**Given material**

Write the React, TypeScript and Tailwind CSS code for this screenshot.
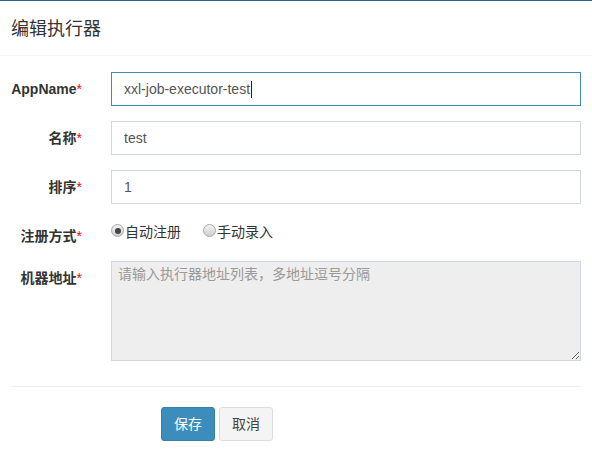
import React from 'react';

const FONT = { fontFamily: '"Liberation Sans", "Noto Sans CJK SC", sans-serif' };

function Label({ text }: { text: string }) {
  return (
    <label className="w-[71px] shrink-0 pt-[7px] text-right text-[14px] leading-5 font-bold text-[#333] whitespace-nowrap">
      {text}
      <span className="text-[#f00] font-normal">*</span>
    </label>
  );
}

function Radio({ checked, text }: { checked?: boolean; text: string }) {
  return (
    <span className="flex items-center text-[14px] leading-5 text-[#333]">
      <span className="mt-[-3px] mr-px flex h-[13px] w-[13px] items-center justify-center rounded-full border border-[#a9a9a9] bg-gradient-to-b from-[#f2f2f2] to-[#cfcfcf]">
        {checked && <span className="h-[6px] w-[6px] rounded-full bg-[#444]" />}
      </span>
      {text}
    </span>
  );
}

export default function App() {
  return (
    <div className="h-[470px] w-[592px] border-t border-[#2c6386] bg-white" style={FONT}>
      {/* Header */}
      <div className="h-[55px] border-b border-[#f4f4f4] px-[11px] pt-[16px]">
        <h4 className="text-[18px] leading-6 text-[#333]">编辑执行器</h4>
      </div>

      {/* Form body */}
      <div className="flex flex-col gap-[15px] pt-[16px] pl-[11px] pr-[11px]">
        <div className="flex gap-[29px]">
          <Label text="AppName" />
          <div className="flex h-[34px] flex-1 items-center border border-[#3c8dbc] px-3 text-[14px] text-[#555]">
            xxl-job-executor-test
            <span className="ml-px inline-block h-[17px] w-px bg-[#222]" />
          </div>
        </div>
        <div className="flex gap-[29px]">
          <Label text="名称" />
          <input
            readOnly
            value="test"
            className="h-[34px] flex-1 border border-[#d2d6de] px-3 text-[14px] text-[#555] outline-none"
          />
        </div>
        <div className="flex gap-[29px]">
          <Label text="排序" />
          <input
            readOnly
            value="1"
            className="h-[34px] flex-1 border border-[#d2d6de] px-3 text-[14px] text-[#555] outline-none"
          />
        </div>
        <div className="flex gap-[29px]">
          <Label text="注册方式" />
          <div className="flex h-[26px] flex-1 gap-[22px]">
            <Radio checked text="自动注册" />
            <Radio text="手动录入" />
          </div>
        </div>
        <div className="flex gap-[29px]">
          <Label text="机器地址" />
          <textarea
            readOnly
            placeholder="请输入执行器地址列表，多地址逗号分隔"
            className="h-[100px] flex-1 border border-[#d2d6de] bg-[#eee] px-[6px] py-[2px] text-[14px] leading-5 text-[#555] placeholder:text-[#999] outline-none"
          />
        </div>
      </div>

      {/* Footer */}
      <div className="mx-[11px] mt-[25px] border-t border-[#eee] pt-[20px]">
        <div className="flex gap-[4px] pl-[150px]">
          <button className="h-[34px] w-[54px] rounded-[3px] border border-[#367fa9] bg-[#3c8dbc] text-[14px] text-white">
            保存
          </button>
          <button className="h-[34px] w-[54px] rounded-[3px] border border-[#ddd] bg-[#f4f4f4] text-[14px] text-[#444]">
            取消
          </button>
        </div>
      </div>
    </div>
  );
}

**Written task**
Repeat the material exactly as it reads, without any of its pictures.

**Answer in full**
Write the React, TypeScript and Tailwind CSS code for this screenshot.
import React from 'react';

const FONT = { fontFamily: '"Liberation Sans", "Noto Sans CJK SC", sans-serif' };

function Label({ text }: { text: string }) {
  return (
    <label className="w-[71px] shrink-0 pt-[7px] text-right text-[14px] leading-5 font-bold text-[#333] whitespace-nowrap">
      {text}
      <span className="text-[#f00] font-normal">*</span>
    </label>
  );
}

function Radio({ checked, text }: { checked?: boolean; text: string }) {
  return (
    <span className="flex items-center text-[14px] leading-5 text-[#333]">
      <span className="mt-[-3px] mr-px flex h-[13px] w-[13px] items-center justify-center rounded-full border border-[#a9a9a9] bg-gradient-to-b from-[#f2f2f2] to-[#cfcfcf]">
        {checked && <span className="h-[6px] w-[6px] rounded-full bg-[#444]" />}
      </span>
      {text}
    </span>
  );
}

export default function App() {
  return (
    <div className="h-[470px] w-[592px] border-t border-[#2c6386] bg-white" style={FONT}>
      {/* Header */}
      <div className="h-[55px] border-b border-[#f4f4f4] px-[11px] pt-[16px]">
        <h4 className="text-[18px] leading-6 text-[#333]">编辑执行器</h4>
      </div>

      {/* Form body */}
      <div className="flex flex-col gap-[15px] pt-[16px] pl-[11px] pr-[11px]">
        <div className="flex gap-[29px]">
          <Label text="AppName" />
          <div className="flex h-[34px] flex-1 items-center border border-[#3c8dbc] px-3 text-[14px] text-[#555]">
            xxl-job-executor-test
            <span className="ml-px inline-block h-[17px] w-px bg-[#222]" />
          </div>
        </div>
        <div className="flex gap-[29px]">
          <Label text="名称" />
          <input
            readOnly
            value="test"
            className="h-[34px] flex-1 border border-[#d2d6de] px-3 text-[14px] text-[#555] outline-none"
          />
        </div>
        <div className="flex gap-[29px]">
          <Label text="排序" />
          <input
            readOnly
            value="1"
            className="h-[34px] flex-1 border border-[#d2d6de] px-3 text-[14px] text-[#555] outline-none"
          />
        </div>
        <div className="flex gap-[29px]">
          <Label text="注册方式" />
          <div className="flex h-[26px] flex-1 gap-[22px]">
            <Radio checked text="自动注册" />
            <Radio text="手动录入" />
          </div>
        </div>
        <div className="flex gap-[29px]">
          <Label text="机器地址" />
          <textarea
            readOnly
            placeholder="请输入执行器地址列表，多地址逗号分隔"
            className="h-[100px] flex-1 border border-[#d2d6de] bg-[#eee] px-[6px] py-[2px] text-[14px] leading-5 text-[#555] placeholder:text-[#999] outline-none"
          />
        </div>
      </div>

      {/* Footer */}
      <div className="mx-[11px] mt-[25px] border-t border-[#eee] pt-[20px]">
        <div className="flex gap-[4px] pl-[150px]">
          <button className="h-[34px] w-[54px] rounded-[3px] border border-[#367fa9] bg-[#3c8dbc] text-[14px] text-white">
            保存
          </button>
          <button className="h-[34px] w-[54px] rounded-[3px] border border-[#ddd] bg-[#f4f4f4] text-[14px] text-[#444]">
            取消
          </button>
        </div>
      </div>
    </div>
  );
}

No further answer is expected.